Salaries, wages and employee benefits expense increased 76.7% (or $49.8 million) to $114.8 million, primarily due to recent acquisitions. Excluding the effect of acquisitions, salaries, wages and employee benefits expense increased 12.9%, primarily due to increased employee and driver compensation, along with general inflation. Total fuel expense increased 57.4% to $38.9 million, primarily a result of higher fuel prices and as a result of recent acquisitions. Excluding the effect of acquisitions, fuel expense increased 17.5%. Operations and maintenance expense increased 46.6%. Purchased freight expense increased 177% to $170.5 million, primarily due to acquisitions. Excluding the effect of acquisitions, purchased freight expense increased 25.3%.

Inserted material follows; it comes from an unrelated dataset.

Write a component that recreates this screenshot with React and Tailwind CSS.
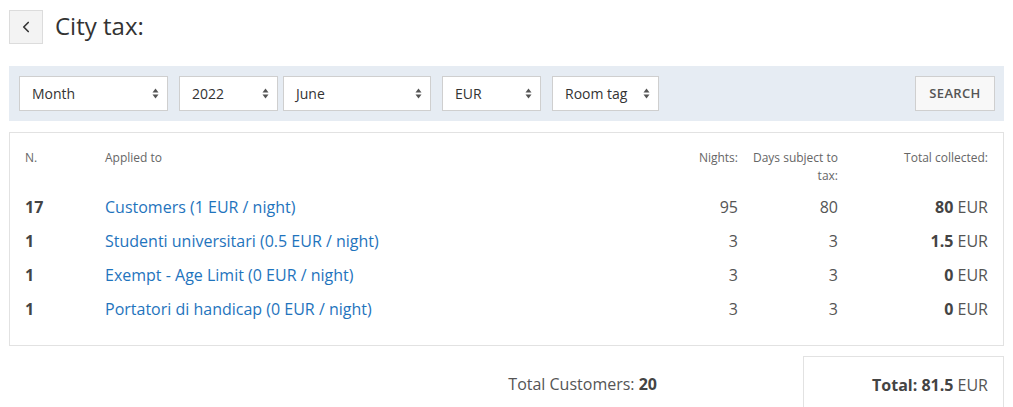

The company reported net income attributable to common stockholders of $0.942 million (or $0.01 per diluted share) versus a loss of $1.175 million (or $0.03 per diluted share) in the third quarter of 2017. Weighted average shares outstanding increased 65.9% from 39,359,523 to 65,289,320 shares.

Adjusted EBITDA increased 95.9% to $52.849 million compared to $26,977 million in the third quarter of 2017.

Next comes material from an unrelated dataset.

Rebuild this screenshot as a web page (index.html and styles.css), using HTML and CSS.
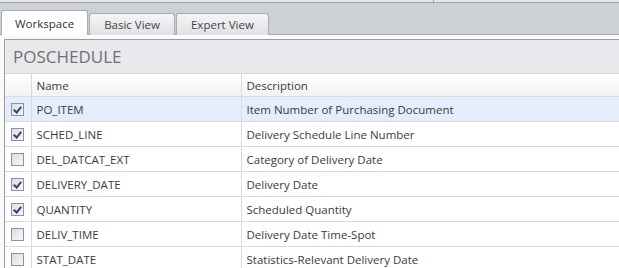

Management’s Guidance for 2018

Management conservatively maintained its guidance for 2018. Total revenues are anticipated to grow to approximately $1.55 billion versus the $846.3 million reported in 2017. Adjusted EBITDA is anticipated to increase to approximately $170 million compared to $91.9 million in 2017.

Initiatives to Improve Operational Effectiveness

On May 14, 2018, Daseke announced the formation of Daseke Fleet Services, a new department to help support the company’s growing scale by improving the economies of scale in the areas of purchasing, equipment optimization and maintenance. Based in Phoenix, the Fleet Services Department will focus on supporting Daseke’s operating companies through “lifecycle management of revenue equipment including maximization of national purchasing power, enhanced maintenance programs, strategic disposition of assets and high-level warranty management.” Three veteran executives (Brett Thompson, Erek Starnes and Gloria Pliler) were tapped to support the effort.

In addition to seeking best pricing for the purchase of tractors and trailers, Daseke Fleet Services has launched an effort to find the best price to sell equipment directly to the next owner rather than the traditional method of trading-in the equipment to dealers. During the third quarter of 2018 alone, $1.4 million worth of dispositions were effectuated. Also, approximately 100 equipment transfers between operating companies have been completed allowing for the more efficient use of existing equipment. In addition, over the next 12 months, $3.5 million of savings are expected to be captured through centralized purchasing of tires, diesel fuel, batteries, lubricants, insurance, etc.

Common Stock Offerings

On the third quarter conference call held on November 6, 2018, management stated that there is no intention to issue equity at the stock’s current depressed level. In addition, management anticipates not closing any acquisitions until the second quarter of 2019. In the meantime, management’s focus will be on improving operating results (particularly organic growth and integration) and improving the company’s debt structure, primarily through optimizing the interest expense incurred.

Indicated Target

Based on comparative analysis that utilizes the valuation metric of EV/EBITDA, a mid-second quartile industry multiple indicates a share price target of $10.15.